Calif. GOP congressman won't seek re-election (AP)

LOS ANGELES ? U.S. Rep. Elton Gallegly, who has represented California's Ventura County for 25 years, said Saturday he won't seek re-election and will retire at the end of the current Congress.

New maps approved last year by the state's independent redistricting commission had placed the 67-year-old Gallegly in the same district as Rep. Howard "Buck" McKeon, a fellow Republican who is chairman of the House Armed Services Committee.

Gallegly could have taken on McKeon or tried to win an adjacent district that is decidedly more Democratic and Latino.

Instead, he announced in a written statement that he and his wife are looking forward to spending more time with their family and friends.

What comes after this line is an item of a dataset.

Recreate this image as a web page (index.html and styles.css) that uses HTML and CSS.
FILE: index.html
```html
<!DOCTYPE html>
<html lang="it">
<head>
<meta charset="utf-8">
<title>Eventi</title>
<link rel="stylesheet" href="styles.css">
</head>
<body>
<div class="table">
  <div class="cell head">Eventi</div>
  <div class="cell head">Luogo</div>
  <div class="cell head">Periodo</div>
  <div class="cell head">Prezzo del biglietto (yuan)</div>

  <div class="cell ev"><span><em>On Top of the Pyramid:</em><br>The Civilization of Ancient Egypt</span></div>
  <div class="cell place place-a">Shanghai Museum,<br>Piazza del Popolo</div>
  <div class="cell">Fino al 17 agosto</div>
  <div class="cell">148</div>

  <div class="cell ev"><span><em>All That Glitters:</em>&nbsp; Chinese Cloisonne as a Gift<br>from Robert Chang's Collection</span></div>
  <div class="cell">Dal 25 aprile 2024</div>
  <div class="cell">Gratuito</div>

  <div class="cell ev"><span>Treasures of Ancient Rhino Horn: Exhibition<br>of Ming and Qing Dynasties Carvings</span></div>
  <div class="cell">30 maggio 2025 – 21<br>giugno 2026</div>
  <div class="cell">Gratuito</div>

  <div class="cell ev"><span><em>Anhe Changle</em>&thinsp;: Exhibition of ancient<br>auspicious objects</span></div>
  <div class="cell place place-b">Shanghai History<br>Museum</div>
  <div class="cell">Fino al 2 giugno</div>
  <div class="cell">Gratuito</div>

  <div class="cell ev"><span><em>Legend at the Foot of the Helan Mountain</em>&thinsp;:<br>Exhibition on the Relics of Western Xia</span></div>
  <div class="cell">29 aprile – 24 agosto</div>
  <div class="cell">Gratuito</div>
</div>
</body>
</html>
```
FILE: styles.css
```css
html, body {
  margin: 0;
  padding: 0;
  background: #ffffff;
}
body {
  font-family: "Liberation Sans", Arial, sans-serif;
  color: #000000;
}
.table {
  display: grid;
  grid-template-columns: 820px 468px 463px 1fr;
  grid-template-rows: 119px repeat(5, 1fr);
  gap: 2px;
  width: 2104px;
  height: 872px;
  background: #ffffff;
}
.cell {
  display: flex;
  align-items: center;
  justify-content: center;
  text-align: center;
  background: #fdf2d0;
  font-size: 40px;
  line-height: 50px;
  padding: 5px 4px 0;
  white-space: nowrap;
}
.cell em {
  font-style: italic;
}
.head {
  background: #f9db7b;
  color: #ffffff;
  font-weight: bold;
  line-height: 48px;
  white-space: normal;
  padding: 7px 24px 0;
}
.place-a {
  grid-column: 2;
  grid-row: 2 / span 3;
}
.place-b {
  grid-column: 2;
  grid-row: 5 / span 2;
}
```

"Working with our country's leadership on a daily basis in striving to move toward a better, stronger and more vibrant America for more than two decades has been a dream come true," Gallegly said. "The decision to step aside at this time did not come lightly."

A former real estate broker, Gallegly was elected to Simi Valley's City Council in 1979 and later became the city's mayor. He ran for Congress in 1986 and was re-elected 12 times. He now serves as the chairman the Judiciary Committee's Subcommittee on Immigration Policy and Enforcement and as vice chairman of the Foreign Affairs Committee,

Gallegly said last year he didn't understand the logic behind some of the California Citizens Redistricting Commission's moves in determining which communities landed in which districts.

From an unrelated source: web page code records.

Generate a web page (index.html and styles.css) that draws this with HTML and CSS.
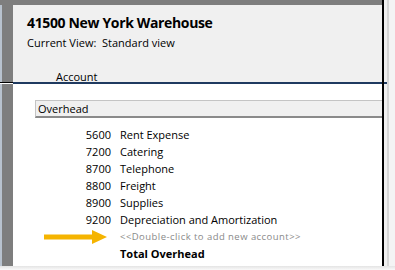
FILE: index.html
```html
<!DOCTYPE html>
<html>
<head>
<meta charset="utf-8">
<link rel="stylesheet" href="styles.css">
</head>
<body>
<div class="frame">
  <div class="top-row">
    <div class="side side-top"></div>
    <div class="panel">
      <div class="panel-inner">
        <div class="title">41500 New York Warehouse</div>
        <div class="view">Current View:&nbsp; Standard view</div>
        <div class="colhead">Account</div>
      </div>
    </div>
    <div class="vline"></div>
    <div class="rightbar rightbar-top"></div>
  </div>
  <div class="body-row">
    <div class="side"></div>
    <div class="content">
      <div class="group">Overhead</div>
      <div class="rows">
        <div class="row"><span class="num">5600</span><span class="name">Rent Expense</span></div>
        <div class="row"><span class="num">7200</span><span class="name">Catering</span></div>
        <div class="row"><span class="num">8700</span><span class="name">Telephone</span></div>
        <div class="row"><span class="num">8800</span><span class="name">Freight</span></div>
        <div class="row"><span class="num">8900</span><span class="name">Supplies</span></div>
        <div class="row"><span class="num">9200</span><span class="name">Depreciation and Amortization</span></div>
        <div class="row"><span class="num"><svg class="arrow" width="64" height="16" viewBox="0 0 64 16"><rect x="0" y="5.5" width="50" height="5" fill="#f5b400"/><polygon points="48,1 63,8 48,15" fill="#f5b400"/></svg></span><span class="name add">&lt;&lt;Double-click to add new account&gt;&gt;</span></div>
        <div class="row"><span class="num"></span><span class="name total">Total Overhead</span></div>
      </div>
    </div>
    <div class="vline"></div>
    <div class="rightbar"></div>
  </div>
  <div class="shadow"></div>
</div>
</body>
</html>
```

FILE: styles.css
```css
* { box-sizing: border-box; }
html, body { margin: 0; padding: 0; background: #ffffff; }
body {
  font-family: "Open Sans", "Noto Sans", sans-serif;
  color: #000;
  width: 395px;
  height: 270px;
  overflow: hidden;
}
.frame {
  display: flex;
  flex-direction: column;
  width: 395px;
  height: 270px;
}
.top-row {
  display: flex;
  height: 84px;
}
.body-row {
  display: flex;
  height: 182px;
}
.side {
  width: 13px;
  flex: none;
  background: linear-gradient(to right, #b8c2ce 0, #b8c2ce 2px, #7e7e7e 2px, #7e7e7e 13px);
}
.side-top {
  border-bottom: 1px solid #000;
  height: 83px;
  background: linear-gradient(to bottom, #7e7e7e 0, #7e7e7e 5px, transparent 5px),
              linear-gradient(to right, #b8c2ce 0, #b8c2ce 2px, #7e7e7e 2px, #7e7e7e 13px);
}
.panel {
  width: 369px;
  flex: none;
  display: flex;
  flex-direction: column;
  border-top: 5px solid #7e7e7e;
  border-bottom: 2px solid #1f3a60;
  background: #f0f0f0;
}
.panel-inner {
  padding: 9px 0 0 14px;
}
.title {
  font-size: 14px;
  font-weight: 700;
  line-height: 18px;
  letter-spacing: -0.35px;
}
.view {
  font-size: 11px;
  line-height: 14px;
  margin-top: 4px;
}
.colhead {
  font-size: 11px;
  line-height: 14px;
  margin-top: 20px;
  padding-left: 29px;
}
.vline {
  width: 2px;
  flex: none;
  background: #000;
}
.rightbar {
  flex: 1;
  background: linear-gradient(to right, #f0f0f0 0, #f0f0f0 3px, #d6d6d6 3px, #d6d6d6 5px, #f4f4f4 5px);
}
.rightbar-top {
  background:
    linear-gradient(to right, #1f3a60 0, #1f3a60 3px, transparent 3px) left bottom / 100% 2px no-repeat,
    linear-gradient(to right, #f0f0f0 0, #f0f0f0 3px, #d6d6d6 3px, #d6d6d6 5px, #f4f4f4 5px);
}
.content {
  width: 369px;
  flex: none;
  padding: 16px 0 0 22px;
  background: #fff;
}
.group {
  height: 18px;
  background: #f0f0f0;
  border-top: 1px solid #c4c4c4;
  border-left: 1px solid #c4c4c4;
  border-bottom: 2px solid #8a8a8a;
  font-size: 11px;
  line-height: 15px;
  padding-left: 2px;
}
.rows {
  margin-top: 8px;
  display: flex;
  flex-direction: column;
}
.row {
  display: flex;
  height: 17px;
  line-height: 17px;
  font-size: 11px;
}
.num {
  width: 76px;
  text-align: right;
  flex: none;
  display: flex;
  justify-content: flex-end;
  align-items: center;
}
.name {
  margin-left: 9px;
  white-space: nowrap;
}
.arrow {
  display: block;
  margin-right: 3px;
}
.add {
  font-size: 9.5px;
  color: #8a8a8a;
  letter-spacing: 0.45px;
}
.total {
  font-weight: 700;
}
.shadow {
  flex: 1;
  background: linear-gradient(to bottom, #e4e4e4, #fafafa);
}
```
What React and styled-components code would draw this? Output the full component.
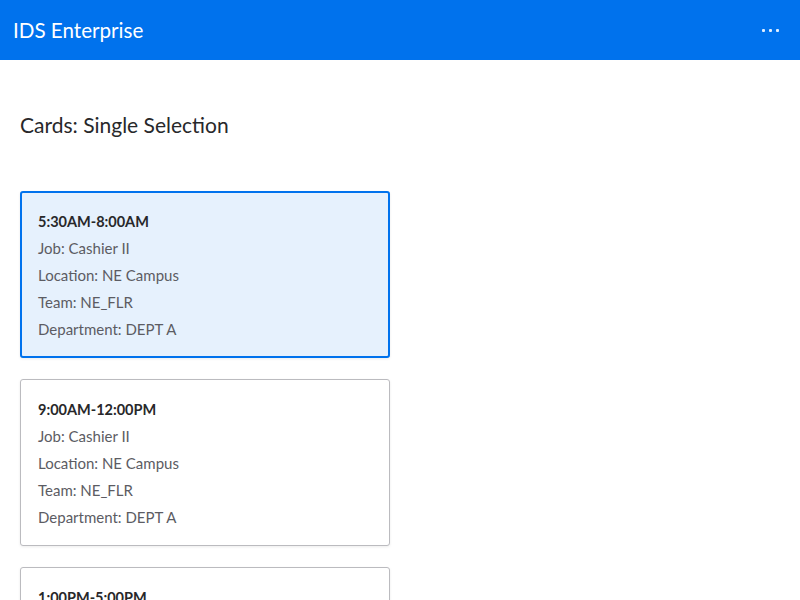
import React from 'react'
import styled, { createGlobalStyle } from 'styled-components'

const GlobalStyle = createGlobalStyle`
  html, body { margin: 0; padding: 0; background: #fff; }
  body { font-family: Lato, "Noto Sans", sans-serif; }
`

const Header = styled.header`
  height: 60px;
  background: #0072ed;
  display: flex;
  align-items: center;
  justify-content: space-between;
  padding: 0 13px;
  color: #fff;
`

const AppTitle = styled.h1`
  margin: 0;
  font-size: 20.6px;
  font-weight: 400;
`

const MoreButton = styled.button`
  border: 0;
  background: transparent;
  padding: 0 8px;
  display: flex;
  gap: 4px;
  cursor: pointer;
`

const Dot = styled.span`
  width: 3px;
  height: 3px;
  background: #dfeeff;
  border-radius: 1px;
`

const Main = styled.main`
  padding: 51px 20px 0;
`

const PageTitle = styled.h2`
  margin: 0 0 52px;
  font-size: 21px;
  font-weight: 400;
  color: #28282a;
  line-height: 28px;
`

const CardList = styled.div`
  display: flex;
  flex-direction: column;
  gap: 21px;
`

const Card = styled.div`
  box-sizing: border-box;
  width: 370px;
  height: 167px;
  padding: ${p => (p.selected ? '15px 16px 13px' : '16px 17px 14px')};
  border: ${p => (p.selected ? '2px solid #0072ed' : '1px solid #bbbbbf')};
  border-radius: 3px;
  background: ${p => (p.selected ? '#e6f1fd' : '#fff')};
  box-shadow: 0 1px 3px rgba(0, 0, 0, 0.08);
  cursor: pointer;
`

const Time = styled.div`
  font-size: 14.5px;
  line-height: 27px;
  font-weight: 700;
  color: #28282a;
`

const Detail = styled.div`
  font-size: 15px;
  line-height: 27px;
  color: #5c5c63;
`

const shifts = [
  { time: '5:30AM-8:00AM', selected: true },
  { time: '9:00AM-12:00PM' },
  { time: '1:00PM-5:00PM' },
]

export default function App() {
  return (
    <>
      <GlobalStyle />
      <Header>
        <AppTitle>IDS Enterprise</AppTitle>
        <MoreButton aria-label='More'>
          <Dot /><Dot /><Dot />
        </MoreButton>
      </Header>
      <Main>
        <PageTitle>Cards: Single Selection</PageTitle>
        <CardList>
          {shifts.map(s => (
            <Card key={s.time} selected={s.selected}>
              <Time>{s.time}</Time>
              <Detail>Job: Cashier II</Detail>
              <Detail>Location: NE Campus</Detail>
              <Detail>Team: NE_FLR</Detail>
              <Detail>Department: DEPT A</Detail>
            </Card>
          ))}
        </CardList>
      </Main>
    </>
  )
}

Voters approved the citizen-led commission to create California's legislative and congressional districts in response to decades of gerrymandering by lawmakers that preserved districts for incumbents and the parties.

"As bad as the process has been in the past, at least the politicians that were drawing the lines had to stand up and be accountable for them," Gallegly said in June. "At this point, the commissioners don't."

Rep. Pete Sessions of Texas, who chairs the National Republican Congressional Committee, praised Gallegly's service on Capitol Hill.

"Elton has helped make America safer through his tireless work for national security, border security, and support for the military and veterans in his district and around the world," he said in a statement.